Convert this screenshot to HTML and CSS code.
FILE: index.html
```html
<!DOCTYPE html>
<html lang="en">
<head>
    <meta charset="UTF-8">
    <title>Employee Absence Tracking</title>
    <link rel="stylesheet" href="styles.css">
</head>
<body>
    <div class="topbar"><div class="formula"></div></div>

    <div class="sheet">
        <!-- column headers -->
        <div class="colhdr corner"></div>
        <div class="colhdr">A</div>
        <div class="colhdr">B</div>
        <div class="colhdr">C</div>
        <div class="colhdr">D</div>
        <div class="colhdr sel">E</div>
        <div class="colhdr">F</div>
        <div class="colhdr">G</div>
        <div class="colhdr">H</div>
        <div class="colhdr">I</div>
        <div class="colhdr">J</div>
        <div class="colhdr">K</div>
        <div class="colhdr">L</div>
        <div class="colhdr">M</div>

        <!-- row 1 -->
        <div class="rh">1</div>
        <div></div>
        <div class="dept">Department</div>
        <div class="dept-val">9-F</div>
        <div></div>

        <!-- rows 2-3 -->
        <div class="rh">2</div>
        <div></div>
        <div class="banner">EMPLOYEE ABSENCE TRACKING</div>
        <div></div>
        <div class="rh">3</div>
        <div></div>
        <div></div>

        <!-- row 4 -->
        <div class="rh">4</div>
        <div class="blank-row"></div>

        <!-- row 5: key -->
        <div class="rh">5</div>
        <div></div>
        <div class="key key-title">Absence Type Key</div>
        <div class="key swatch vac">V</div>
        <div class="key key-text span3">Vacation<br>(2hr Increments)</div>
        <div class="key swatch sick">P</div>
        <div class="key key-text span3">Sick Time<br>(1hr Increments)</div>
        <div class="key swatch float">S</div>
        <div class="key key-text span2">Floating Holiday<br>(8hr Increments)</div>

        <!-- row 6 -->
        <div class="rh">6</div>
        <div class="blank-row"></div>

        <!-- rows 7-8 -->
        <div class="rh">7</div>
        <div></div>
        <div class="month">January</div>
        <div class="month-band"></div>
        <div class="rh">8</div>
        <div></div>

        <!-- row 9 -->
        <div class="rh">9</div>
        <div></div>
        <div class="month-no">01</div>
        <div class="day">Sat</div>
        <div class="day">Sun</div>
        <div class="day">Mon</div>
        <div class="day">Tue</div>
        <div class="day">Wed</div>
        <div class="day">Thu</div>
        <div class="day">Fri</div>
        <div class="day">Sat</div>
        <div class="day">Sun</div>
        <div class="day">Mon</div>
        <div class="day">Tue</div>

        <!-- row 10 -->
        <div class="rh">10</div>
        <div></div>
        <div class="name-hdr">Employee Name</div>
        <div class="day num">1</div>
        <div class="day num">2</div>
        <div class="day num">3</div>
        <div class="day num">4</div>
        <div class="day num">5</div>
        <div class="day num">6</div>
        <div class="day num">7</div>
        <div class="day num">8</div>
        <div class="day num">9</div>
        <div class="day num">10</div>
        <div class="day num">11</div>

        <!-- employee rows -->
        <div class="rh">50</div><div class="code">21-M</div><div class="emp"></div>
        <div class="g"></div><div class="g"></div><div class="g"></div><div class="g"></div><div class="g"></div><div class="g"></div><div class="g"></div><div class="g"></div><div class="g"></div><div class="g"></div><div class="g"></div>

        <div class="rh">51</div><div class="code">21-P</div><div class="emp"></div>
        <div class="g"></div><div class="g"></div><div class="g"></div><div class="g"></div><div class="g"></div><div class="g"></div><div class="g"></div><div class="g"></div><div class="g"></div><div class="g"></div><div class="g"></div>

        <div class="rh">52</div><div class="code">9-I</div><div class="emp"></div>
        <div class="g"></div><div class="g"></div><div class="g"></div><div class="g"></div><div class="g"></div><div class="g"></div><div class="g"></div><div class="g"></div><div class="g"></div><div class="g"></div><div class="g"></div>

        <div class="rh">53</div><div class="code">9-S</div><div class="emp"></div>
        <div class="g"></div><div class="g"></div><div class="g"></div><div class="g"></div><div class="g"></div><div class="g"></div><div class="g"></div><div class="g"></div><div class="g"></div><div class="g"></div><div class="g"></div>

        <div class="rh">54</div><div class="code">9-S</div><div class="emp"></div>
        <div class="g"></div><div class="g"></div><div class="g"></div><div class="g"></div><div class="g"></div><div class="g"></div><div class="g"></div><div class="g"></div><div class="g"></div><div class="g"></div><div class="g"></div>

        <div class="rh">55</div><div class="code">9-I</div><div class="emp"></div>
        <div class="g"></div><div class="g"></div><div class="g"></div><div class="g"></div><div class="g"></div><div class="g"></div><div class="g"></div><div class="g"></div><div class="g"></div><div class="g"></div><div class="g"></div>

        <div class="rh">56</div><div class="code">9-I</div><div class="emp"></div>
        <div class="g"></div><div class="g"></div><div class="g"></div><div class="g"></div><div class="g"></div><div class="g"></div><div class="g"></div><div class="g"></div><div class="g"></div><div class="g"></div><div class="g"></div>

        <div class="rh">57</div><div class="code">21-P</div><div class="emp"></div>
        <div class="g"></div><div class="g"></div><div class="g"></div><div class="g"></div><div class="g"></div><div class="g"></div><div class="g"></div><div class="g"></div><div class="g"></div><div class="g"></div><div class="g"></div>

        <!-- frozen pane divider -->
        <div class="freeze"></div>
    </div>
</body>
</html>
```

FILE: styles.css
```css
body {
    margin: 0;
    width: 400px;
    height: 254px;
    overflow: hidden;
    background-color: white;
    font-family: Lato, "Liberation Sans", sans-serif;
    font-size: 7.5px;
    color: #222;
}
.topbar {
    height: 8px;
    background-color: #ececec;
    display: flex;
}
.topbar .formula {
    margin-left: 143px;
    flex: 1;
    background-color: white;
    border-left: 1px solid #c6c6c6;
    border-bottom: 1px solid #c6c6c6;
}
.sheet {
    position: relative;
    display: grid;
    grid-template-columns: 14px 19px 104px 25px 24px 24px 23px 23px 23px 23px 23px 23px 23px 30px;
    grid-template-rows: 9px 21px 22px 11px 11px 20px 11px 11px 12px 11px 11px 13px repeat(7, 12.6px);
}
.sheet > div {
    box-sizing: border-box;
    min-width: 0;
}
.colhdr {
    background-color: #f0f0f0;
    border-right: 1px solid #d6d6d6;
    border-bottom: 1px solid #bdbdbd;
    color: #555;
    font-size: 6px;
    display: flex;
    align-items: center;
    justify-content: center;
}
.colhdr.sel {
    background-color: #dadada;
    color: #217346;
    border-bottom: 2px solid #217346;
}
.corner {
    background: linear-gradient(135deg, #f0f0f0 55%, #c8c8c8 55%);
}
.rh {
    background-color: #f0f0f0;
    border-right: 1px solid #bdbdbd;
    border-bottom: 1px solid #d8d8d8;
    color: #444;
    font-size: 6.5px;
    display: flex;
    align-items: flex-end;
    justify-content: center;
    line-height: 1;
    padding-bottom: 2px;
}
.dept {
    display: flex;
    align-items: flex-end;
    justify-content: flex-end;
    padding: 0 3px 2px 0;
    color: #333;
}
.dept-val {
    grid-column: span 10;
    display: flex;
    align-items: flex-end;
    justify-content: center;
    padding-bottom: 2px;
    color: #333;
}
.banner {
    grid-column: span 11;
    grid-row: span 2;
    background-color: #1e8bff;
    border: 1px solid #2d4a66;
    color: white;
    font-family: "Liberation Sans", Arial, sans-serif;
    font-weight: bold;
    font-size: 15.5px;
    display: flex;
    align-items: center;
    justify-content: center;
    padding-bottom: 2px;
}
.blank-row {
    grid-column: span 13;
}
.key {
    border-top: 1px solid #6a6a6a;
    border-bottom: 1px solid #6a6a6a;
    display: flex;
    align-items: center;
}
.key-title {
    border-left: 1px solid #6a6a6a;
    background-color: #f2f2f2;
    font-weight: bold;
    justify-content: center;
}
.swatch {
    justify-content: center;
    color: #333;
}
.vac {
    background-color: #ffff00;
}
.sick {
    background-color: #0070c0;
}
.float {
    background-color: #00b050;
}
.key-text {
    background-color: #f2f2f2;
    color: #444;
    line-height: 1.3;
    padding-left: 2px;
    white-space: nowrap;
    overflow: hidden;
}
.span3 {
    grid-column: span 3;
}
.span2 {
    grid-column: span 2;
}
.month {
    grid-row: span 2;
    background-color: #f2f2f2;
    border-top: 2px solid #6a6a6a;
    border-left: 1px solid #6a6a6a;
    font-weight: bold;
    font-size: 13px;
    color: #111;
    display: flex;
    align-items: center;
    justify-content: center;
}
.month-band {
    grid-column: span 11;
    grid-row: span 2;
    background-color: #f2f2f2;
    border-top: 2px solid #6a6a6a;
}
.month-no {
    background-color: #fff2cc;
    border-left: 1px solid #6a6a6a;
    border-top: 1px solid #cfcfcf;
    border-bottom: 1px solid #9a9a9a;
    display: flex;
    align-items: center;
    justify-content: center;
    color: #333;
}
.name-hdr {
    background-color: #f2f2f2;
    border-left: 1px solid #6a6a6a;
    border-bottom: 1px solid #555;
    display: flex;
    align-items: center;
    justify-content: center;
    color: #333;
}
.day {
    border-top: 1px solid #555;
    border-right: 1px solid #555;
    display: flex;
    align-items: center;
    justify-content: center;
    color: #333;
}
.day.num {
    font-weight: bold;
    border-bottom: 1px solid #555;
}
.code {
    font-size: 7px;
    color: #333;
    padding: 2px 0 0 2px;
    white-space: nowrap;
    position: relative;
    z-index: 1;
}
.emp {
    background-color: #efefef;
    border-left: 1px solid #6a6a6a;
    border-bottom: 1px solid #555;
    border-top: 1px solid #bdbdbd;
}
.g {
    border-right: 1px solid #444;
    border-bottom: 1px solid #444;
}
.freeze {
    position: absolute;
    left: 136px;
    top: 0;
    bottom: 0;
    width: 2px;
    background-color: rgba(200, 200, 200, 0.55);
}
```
• • • •
EXERCISE DESCRIPTION:
Work out how many lines of the listing above include the word "code". Reply with nothing but the count.

FULL ANSWER:
10